58—60. Какъ ни безцвѣтна, ни темна жизнь людей, здѣсь осуждённыхъ, Данте узнаётъ между ними нѣкоторыхъ, но кого именно, онъ не считаетъ достойнымъ говорить. Особенно онъ указываетъ на тѣнь кого-то, отвергшаго великій даръ. Комментаторы угадываютъ въ ней то Исава, уступившаго брату своему Іакову право первородства; то императора Діоклетіана, который въ старости сложилъ съ себя императорское достоинство; то папу Целестина V который, по проискамъ Бонифація VIII, отказался въ пользу послѣдняго отъ папской тіары. Наконецъ нѣкоторые видятъ здѣсь робкаго согражданина Дантова, Торреджіано деи Черки, приверженца Бѣлыхъ, не поддержавшаго своей партіи.

[26] 78. Ахеронъ древнихъ Данте помѣщаетъ на самой верхней окраинѣ воронкообразной пропасти ада въ видѣ стоячаго болота.

79. Во всей поэмѣ Данте изображаетъ съ необыкновенною нѣжностію отношеніе своё къ Виргилію какъ ученика къ учителю, достигая почти драматическаго эффекта.
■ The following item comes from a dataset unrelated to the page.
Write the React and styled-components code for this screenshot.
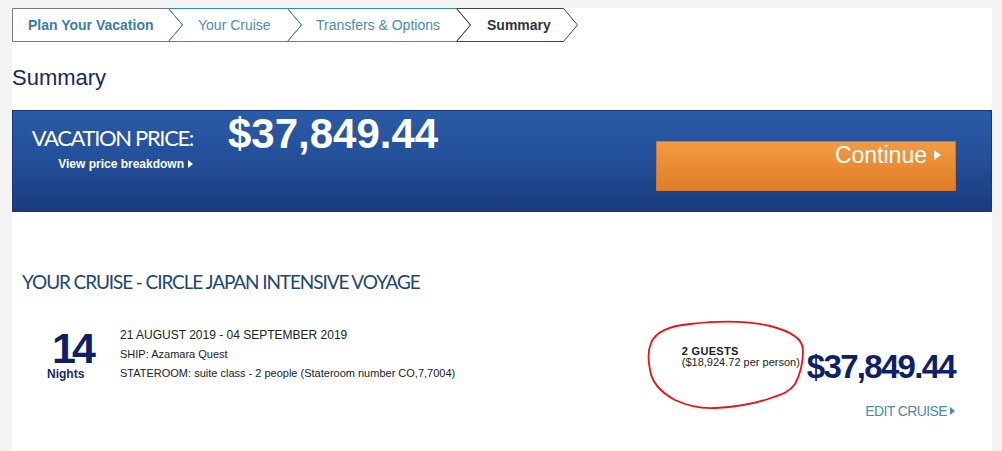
import React from "react";
import styled, { createGlobalStyle } from "styled-components";

const GlobalStyle = createGlobalStyle`
  html, body {
    margin: 0;
    padding: 0;
    background: #f3f3f3;
    font-family: "Liberation Sans", Arial, sans-serif;
  }
`;

const Page = styled.div`
  padding: 8px 10px 0 12px;
`;

const Panel = styled.div`
  position: relative;
  width: 980px;
  min-height: 443px;
  background: #fff;
`;

const Crumbs = styled.div`
  display: flex;
  height: 34px;
`;

const StepBox = styled.div`
  position: relative;
  flex: none;
  box-sizing: border-box;
  width: ${(p) => p.$w}px;
  height: 34px;
  margin-left: ${(p) => (p.$first ? 0 : -15)}px;
  padding-left: ${(p) => p.$pad}px;
  line-height: 34px;
  font-size: 14px;
  font-weight: ${(p) => (p.$bold ? 700 : 400)};
  color: ${(p) => p.$color};
  white-space: nowrap;

  svg {
    position: absolute;
    left: 0;
    top: 0;
    overflow: visible;
  }

  span {
    position: relative;
  }
`;

const Heading = styled.h1`
  margin: 23px 0 0;
  font-size: 22px;
  line-height: 26px;
  font-weight: 400;
  color: #142a5c;
`;

const Banner = styled.div`
  display: flex;
  align-items: flex-start;
  box-sizing: border-box;
  height: 102px;
  margin-top: 19px;
  padding: 0 35px 0 0;
  border: 1px solid #123680;
  background: linear-gradient(to bottom, #2b5ba6 0%, #24509a 45%, #1a3b7e 100%);
  color: #fff;
`;

const PriceLabel = styled.div`
  display: flex;
  flex-direction: column;
  align-items: flex-end;
  width: 180px;
  margin-top: 16px;
`;

const LabelText = styled.div`
  font-family: Lato, "Open Sans", sans-serif;
  font-size: 22px;
  line-height: 22px;
  letter-spacing: -1.35px;
`;

const BreakdownLink = styled.div`
  display: flex;
  align-items: center;
  gap: 4px;
  margin-top: 8px;
  font-size: 12px;
  font-weight: 700;
  line-height: 14px;
`;

const Caret = styled.span`
  display: inline-block;
  width: 0;
  height: 0;
  border-left: ${(p) => p.$size * 0.7}px solid currentColor;
  border-top: ${(p) => p.$size / 2}px solid transparent;
  border-bottom: ${(p) => p.$size / 2}px solid transparent;
`;

const BigPrice = styled.div`
  margin: 2px 0 0 35px;
  font-size: 42px;
  font-weight: 700;
  line-height: 42px;
`;

const ContinueButton = styled.button`
  display: flex;
  align-items: flex-start;
  justify-content: flex-end;
  gap: 7px;
  box-sizing: border-box;
  width: 300px;
  height: 50px;
  margin: 30px 0 0 auto;
  padding: 2px 14px 0 0;
  border: 1px solid #d27529;
  background: linear-gradient(to bottom, #f29b42 0%, #e17d27 100%);
  color: #fff;
  font-family: "Liberation Sans", Arial, sans-serif;
  font-size: 23px;
  line-height: 23px;
  cursor: pointer;

  ${Caret} {
    margin-top: 6px;
  }
`;

const Section = styled.div`
  padding: 60px 37px 0 10px;
`;

const SectionTitle = styled.h2`
  margin: 0;
  font-family: Lato, "Open Sans", sans-serif;
  font-size: 19px;
  line-height: 19px;
  font-weight: 400;
  color: #1c4776;
  letter-spacing: -1.1px;
`;

const CruiseRow = styled.div`
  display: flex;
  align-items: flex-start;
  margin-top: 35px;
  padding-left: 25px;
`;

const NightsBlock = styled.div`
  width: 73px;
  flex: none;
  color: #0f1f66;
`;

const NightsNumber = styled.div`
  margin: 4px 0 0 5px;
  font-size: 43px;
  font-weight: 700;
  line-height: 36px;
  letter-spacing: -4px;
`;

const NightsLabel = styled.div`
  margin-top: 2px;
  font-size: 12px;
  font-weight: 700;
  line-height: 13px;
  color: #1a2a6b;
`;

const Details = styled.div`
  color: #222;
  font-size: 11px;
  line-height: 19px;
`;

const DateLine = styled.div`
  font-size: 12px;
`;

const PriceColumn = styled.div`
  display: flex;
  flex-direction: column;
  align-items: flex-end;
  margin-left: auto;
  margin-top: 20px;
`;

const PriceRow = styled.div`
  display: flex;
  align-items: flex-start;
  gap: 7px;
`;

const Guests = styled.div`
  font-size: 11px;
  line-height: 10.5px;
  color: #222;
`;

const GuestCount = styled.div`
  font-weight: 700;
  letter-spacing: 0.3px;
`;

const CruisePrice = styled.div`
  margin-top: 4px;
  font-size: 33px;
  font-weight: 700;
  line-height: 33px;
  letter-spacing: -1.7px;
  color: #0e2168;
`;

const EditLink = styled.a`
  display: flex;
  align-items: center;
  gap: 3px;
  margin-top: 20px;
  font-size: 14px;
  line-height: 16px;
  letter-spacing: -0.6px;
  color: #4a8bae;
  text-decoration: none;
`;

const Scribble = styled.svg`
  position: absolute;
  left: 628px;
  top: 307px;
  pointer-events: none;
`;

const steps = [
  { label: "Plan Your Vacation", w: 171, pad: 16, color: "#3d7ea3", border: "#7a7a7a", bold: true },
  { label: "Your Cruise", w: 134, pad: 30, color: "#4b8db0", border: "#3c8bab" },
  { label: "Transfers & Options", w: 184, pad: 29, color: "#4b8db0", border: "#3c8bab" },
  { label: "Summary", w: 122, pad: 31, color: "#333", border: "#444", bold: true },
];

function Step({ label, w, pad, color, border, bold, first }) {
  const a = 14;
  const pts = first
    ? `0.5,0.5 ${w - a - 0.5},0.5 ${w - 0.5},17 ${w - a - 0.5},33.5 0.5,33.5`
    : `0.5,0.5 ${w - a - 0.5},0.5 ${w - 0.5},17 ${w - a - 0.5},33.5 0.5,33.5 ${a + 0.5},17`;
  return (
    <StepBox $w={w} $pad={pad} $color={color} $bold={bold} $first={first}>
      <svg width={w} height={34}>
        <polygon points={pts} fill="none" stroke={border} strokeWidth="1" />
      </svg>
      <span>{label}</span>
    </StepBox>
  );
}

export default function App() {
  return (
    <Page>
      <GlobalStyle />
      <Panel>
        <Crumbs>
          {steps.map((s, i) => (
            <Step key={s.label} {...s} first={i === 0} />
          ))}
        </Crumbs>

        <Heading>Summary</Heading>

        <Banner>
          <PriceLabel>
            <LabelText>VACATION PRICE:</LabelText>
            <BreakdownLink>
              View price breakdown <Caret $size={8} />
            </BreakdownLink>
          </PriceLabel>
          <BigPrice>$37,849.44</BigPrice>
          <ContinueButton>
            Continue <Caret $size={11} />
          </ContinueButton>
        </Banner>

        <Section>
          <SectionTitle>YOUR CRUISE - CIRCLE JAPAN INTENSIVE VOYAGE</SectionTitle>
          <CruiseRow>
            <NightsBlock>
              <NightsNumber>14</NightsNumber>
              <NightsLabel>Nights</NightsLabel>
            </NightsBlock>
            <Details>
              <DateLine>21 AUGUST 2019 - 04 SEPTEMBER 2019</DateLine>
              <div>SHIP: Azamara Quest</div>
              <div>STATEROOM: suite class - 2 people (Stateroom number CO,7,7004)</div>
            </Details>
            <PriceColumn>
              <PriceRow>
                <Guests>
                  <GuestCount>2 GUESTS</GuestCount>
                  <div>($18,924.72 per person)</div>
                </Guests>
                <CruisePrice>$37,849.44</CruisePrice>
              </PriceRow>
              <EditLink href="#">
                EDIT CRUISE <Caret $size={8} />
              </EditLink>
            </PriceColumn>
          </CruiseRow>
        </Section>

        <Scribble width="180" height="110" viewBox="640 315 180 110">
          <path
            d="M 651 343 C 655 333, 668 326, 690 324 C 715 321, 745 320, 770 326 C 790 331, 803 338, 803 350 C 803 362, 800 375, 795 384 C 788 394, 778 395, 768 399 C 750 405, 735 407, 716 408 C 700 409, 688 406, 675 400 C 662 393, 652 383, 650 370 C 648 360, 648 350, 651 343 Z"
            fill="none"
            stroke="#e8141c"
            strokeWidth="1.8"
            strokeLinejoin="round"
          />
        </Scribble>
      </Panel>
    </Page>
  );
}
83. Старикъ суровыйХаронъ, которому Данте въ ст. 109 придаётъ видъ демона съ огненными колёсами вокругъ очей. Мы увидимъ ниже, что Данте многія миѳическія лица древности превратилъ въ бѣсовъ: точно такъ монахи среднихъ вѣковъ поступали съ древними богами. Миѳологическія фигуры имѣютъ въ Поэмѣ Данта большею частію глубокій аллегорическій смыслъ, или служатъ для технической цѣли, придавая пластическую округлённость цѣлому. Впрочемъ, обыкновеніе смѣшивать языческое съ христіанскимъ было въ общемъ ходу въ средневѣковомъ искусствѣ: наружность готическихъ церквей нерѣдко украшалась миѳологическими фигурами. — Харонъ въ Страшномъ Судѣ Микель Анджело написанъ по идеѣ Данта. Амперъ.

87. Тьма, жаръ и хладъ характеризуютъ въ общихъ чертахъ в правильной послѣдовательности три главные отдѣла ада, въ которомъ лёдъ находится на самомъ днѣ (Ада XXXIV).

[27] 93. Данте не лёгкая тѣнь, какъ другія души, а потому тяжесть его тѣла слишкомъ обременила бы лёгкую ладью тѣней.

95—96. Т. е. на небѣ. Этими же самыми словами Виргилій укрощаетъ гнѣвъ Миноса, адскаго судіи (Ада V, 22—24).

97. Пластически-вѣрное изображеніе беззубаго старика, который, когда говоритъ, приводитъ въ сильное движеніе щеки и бороду.

100. Это души прочихъ грѣшниковъ, не принадлежащихъ къ сонму ничтожныхъ и долженствующихъ услышать отъ Миноса приговоръ, сообразно которому они займутъ мѣста въ аду.

102. Слова Харона повергаютъ грѣшниковъ въ ужасъ и отчаяніе. Неподражаемо-страшно представлено ихъ состояніе въ эту рѣшительную минуту.

112. Подражаніе Виргилію, хотя Дантово сравненіе несравненно прекраснѣе:

Quam multa in silvis autumni frigore primo
Lapsa cadunt folia.

[28] 121—123. Это отвѣтъ Виргилія на вопросъ, предложенный ему Дантомъ выше (ст. 72—75).

125—126. Правосудіе, подвигшее Бога создать мѣсто казни, побуждаетъ грѣшниковъ, какъ бы по собственному ихъ желанію, занять уготованную имъ обитель.

136. Свою переправу черезъ Ахеронъ Данте покрылъ непроницаемою тайной. Поэтъ погружается въ сонъ, во время котораго чудеснымъ образомъ переносится на другой берегъ, точно такъ, какъ въ первой пѣсни (Ада I, 10—12) онъ въ глубокомъ снѣ входитъ въ тёмный лѣсъ. Въ такомъ же мистическомъ снѣ возносится онъ къ вратамъ чистилища (Чист. IX, 19 и дал.). Онъ засыпаетъ также передъ вступленіемъ въ земной рай (Чистил. XXVII, 91 и д.).